■ Exercise brief
Do any lines in the data below contain "index"? If so, copy every one of them.

■ Data block
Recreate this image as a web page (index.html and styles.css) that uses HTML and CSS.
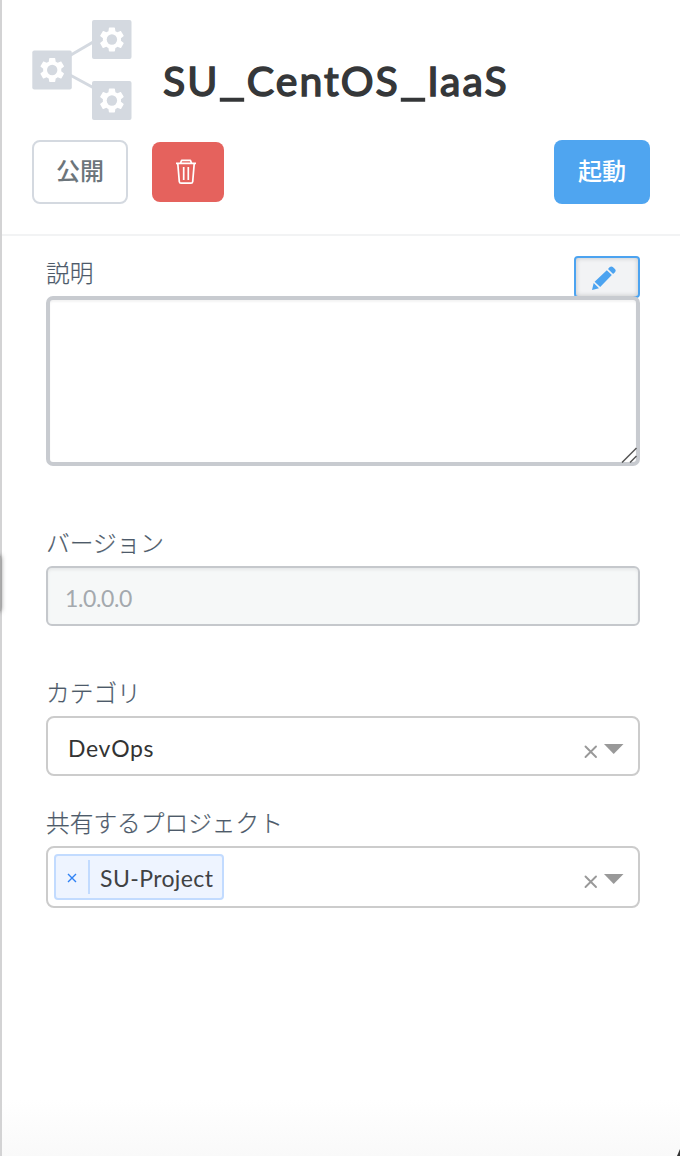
FILE: index.html
```html
<!DOCTYPE html>
<html lang="ja">
<head>
<meta charset="utf-8">
<title>SU_CentOS_IaaS</title>
<link rel="stylesheet" href="styles.css">
</head>
<body>
<main class="panel">
  <header class="header">
    <div class="title-row">
      <svg class="logo" width="100" height="100" viewBox="0 0 100 100">
        <defs>
          <g id="node">
            <rect width="39.5" height="39" rx="2" fill="#d4d9e0"/>
            <path transform="translate(4.8 4.4) scale(1.26)" fill="#fff" d="M19.14 12.94c.04-.3.06-.61.06-.94 0-.32-.02-.64-.07-.94l2.03-1.58c.18-.14.23-.41.12-.61l-1.92-3.32c-.12-.22-.37-.29-.59-.22l-2.39.96c-.5-.38-1.03-.7-1.62-.94l-.36-2.54c-.04-.24-.24-.41-.48-.41h-3.84c-.24 0-.43.17-.47.41l-.36 2.54c-.59.24-1.13.57-1.62.94l-2.39-.96c-.22-.08-.47 0-.59.22L2.74 8.87c-.12.21-.08.47.12.61l2.03 1.58c-.05.3-.09.63-.09.94s.02.64.07.94l-2.03 1.58c-.18.14-.23.41-.12.61l1.92 3.32c.12.22.37.29.59.22l2.39-.96c.5.38 1.03.7 1.62.94l.36 2.54c.05.24.24.41.48.41h3.84c.24 0 .44-.17.47-.41l.36-2.54c.59-.24 1.13-.56 1.62-.94l2.39.96c.22.08.47 0 .59-.22l1.92-3.32c.12-.22.07-.47-.12-.61z"/>
            <circle cx="19.9" cy="19.5" r="5.2" fill="#d4d9e0"/>
          </g>
        </defs>
        <path d="M38 35.5 62 21.5M38 55 62 68" stroke="#d4d9e0" stroke-width="3" fill="none"/>
        <use href="#node" x="0.3" y="30.5"/>
        <use href="#node" x="60" y="0"/>
        <use href="#node" x="60" y="61"/>
      </svg>
      <h1 class="title">SU<span class="wide">_</span>CentOS<span class="wide">_</span>IaaS</h1>
    </div>
    <div class="actions">
      <button class="btn btn-publish">公開</button>
      <button class="btn btn-delete" aria-label="削除">
        <svg width="22" height="26" viewBox="0 0 22 26" fill="none" stroke="#fff" stroke-width="1.7" stroke-linejoin="round">
          <path d="M1 4.4H21M5.5 4 6.6 1.4H15.4L16.5 4M2.8 4.8 4.3 22.6Q4.5 24.2 6 24.2H16Q17.5 24.2 17.7 22.6L19.2 4.8M8.7 8V21M13.3 8V21"/>
        </svg>
      </button>
      <button class="btn btn-launch">起動</button>
    </div>
  </header>
  <section class="form">
    <div class="label-row">
      <label class="label label-description">説明</label>
      <button class="edit" aria-label="編集">
        <svg width="26" height="26" viewBox="0 0 26 26" fill="#4ca3f0">
          <path d="M1 25 2.7 18 8 23.2ZM3.6 16.7 15.8 5.2 20.8 10 9.2 22.1ZM17 4 18.8 2.1Q20.3 .8 21.8 2L24.2 4.3Q25.4 5.9 24 7.3L22.1 9Z"/>
        </svg>
      </button>
    </div>
    <div class="textarea">
      <svg class="grip" width="16" height="16" viewBox="0 0 16 16" stroke="#555" stroke-width="1.5"><path d="M1 15.5 15.5 1M9 15.5 15.5 9"/></svg>
    </div>
    <label class="label label-version">バージョン</label>
    <div class="input">1.0.0.0</div>
    <label class="label label-category">カテゴリ</label>
    <div class="select">
      <span class="value">DevOps</span>
      <svg class="controls" width="42" height="16" viewBox="0 0 42 16"><path d="M3.5 3.5 14 14M14 3.5 3.5 14" stroke="#999" stroke-width="1.9" stroke-linecap="round"/><path d="M22 1H41.5L31.7 11Z" fill="#999"/></svg>
    </div>
    <label class="label label-project">共有するプロジェクト</label>
    <div class="select select-multi">
      <span class="tag"><span class="tag-remove"><svg width="10" height="10" viewBox="0 0 10 10"><path d="M1 1 9 9M9 1 1 9" stroke="#2f82f5" stroke-width="1.4"/></svg></span><span class="tag-text">SU-Project</span></span>
      <svg class="controls" width="42" height="16" viewBox="0 0 42 16"><path d="M3.5 3.5 14 14M14 3.5 3.5 14" stroke="#999" stroke-width="1.9" stroke-linecap="round"/><path d="M22 1H41.5L31.7 11Z" fill="#999"/></svg>
    </div>
  </section>
  <svg class="corner" width="3" height="7" viewBox="0 0 3 7"><path d="M3 0V7H0Z" fill="#333"/></svg>
</main>
<span class="drag-handle"></span>
</body>
</html>
```
FILE: styles.css
```css
* { box-sizing: border-box; }
body {
  position: relative;
  margin: 0;
  overflow: hidden;
  font-family: Lato, "Noto Sans CJK JP", sans-serif;
  background: #fff;
}
.panel {
  position: relative;
  height: 1156px;
  overflow: hidden;
  border-left: 2px solid #d3d3d4;
  background: linear-gradient(#fff 0, #fff 1100px, #f9f9f9 1156px);
}
.drag-handle {
  position: absolute;
  left: -6px;
  top: 556px;
  width: 7px;
  height: 55px;
  background: #aaa;
  box-shadow: 0 0 5px rgba(0, 0, 0, .5);
}
.header {
  height: 236px;
  padding: 20px 30px 0;
  border-bottom: 2px solid #f2f3f4;
}
.title-row { display: flex; height: 120px; }
.logo { display: block; }
.title {
  margin: 36px 0 0 31px;
  font-size: 41px;
  line-height: 50px;
  font-weight: 400;
  color: #353739;
  letter-spacing: 2px;
  -webkit-text-stroke: 1.5px #353739;
  white-space: nowrap;
}
.wide {
  display: inline-block;
  margin-right: 6.6px;
  transform: translateY(-1px) scaleX(1.38);
  transform-origin: left;
}
.actions { display: flex; align-items: center; height: 64px; }
.btn {
  display: flex;
  align-items: center;
  justify-content: center;
  padding: 0 0 4px;
  border: 0;
  border-radius: 8px;
  font: 500 24px/36px "Noto Sans CJK JP", sans-serif;
}
.btn-publish {
  width: 96px;
  height: 64px;
  border: 2px solid #d4d9e0;
  background: #fff;
  color: #6c757b;
}
.btn-delete {
  width: 72px;
  height: 60px;
  margin-left: 24px;
  padding: 0 4px 0 0;
  background: #e5625d;
}
.btn-launch {
  width: 96px;
  height: 64px;
  margin-left: auto;
  background: #4fa5f0;
  color: #fff;
}
.form {
  display: flex;
  flex-direction: column;
  padding: 20px 40px 0 44px;
}
.label {
  display: block;
  height: 36px;
  font: 300 23.7px/36px "Noto Sans CJK JP", sans-serif;
  color: #4d5a6a;
  -webkit-text-stroke: .2px #4d5a6a;
}
.label-row { display: flex; justify-content: space-between; height: 40px; }
.label-description { line-height: 32px; }
.edit {
  width: 66px;
  height: 42px;
  padding: 2px 7px 0 0;
  border: 2px solid #4ca3f0;
  border-radius: 4px;
  background: #f2f3f5;
  box-shadow: inset 0 0 5px rgba(0, 0, 0, .2);
  display: flex;
  align-items: center;
  justify-content: center;
}
.textarea {
  position: relative;
  height: 170px;
  border: 4px solid #c8cbd0;
  border-radius: 7px;
  background: #fff;
  box-shadow: inset 0 2px 2px #f4f4f4;
}
.grip { position: absolute; right: -1px; bottom: -1px; }
.label-version { margin-top: 58px; }
.input {
  height: 60px;
  margin-top: 6px;
  padding: 0 17px;
  border: 2px solid #c5c8cc;
  border-radius: 6px;
  background: #f6f8f8;
  box-shadow: inset 0 2px 3px #e6e8e9;
  font-size: 23px;
  line-height: 60px;
  letter-spacing: -.4px;
  color: #a4a9ae;
}
.label-category { margin-top: 48px; }
.select {
  display: flex;
  align-items: center;
  justify-content: space-between;
  height: 60px;
  margin-top: 6px;
  padding: 0 14px 0 20px;
  border: 2px solid #ccc;
  border-radius: 8px;
  background: #fff;
}
.value { font-size: 23px; color: #333; letter-spacing: .7px; padding-top: 4px; }
.controls { margin-top: 10px; }
.label-project { margin-top: 28px; }
.select-multi { height: 62px; margin-top: 6px; padding-left: 6px; }
.select-multi .controls { margin-top: 8px; }
.tag {
  display: flex;
  align-items: center;
  width: 170px;
  height: 46px;
  border: 2px solid #c2dbff;
  border-radius: 4px;
  background: #eef4ff;
}
.tag-remove {
  display: flex;
  align-items: center;
  justify-content: center;
  width: 34px;
  height: 34px;
  padding-top: 2px;
  border-right: 2px solid #c2dbff;
}
.tag-text { padding: 1px 0 0 10px; font-size: 23px; color: #404244; white-space: nowrap; letter-spacing: .4px; }
.corner { position: absolute; right: 0; bottom: 0; }
```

■ The output
Recreate this image as a web page (index.html and styles.css) that uses HTML and CSS.
FILE: index.html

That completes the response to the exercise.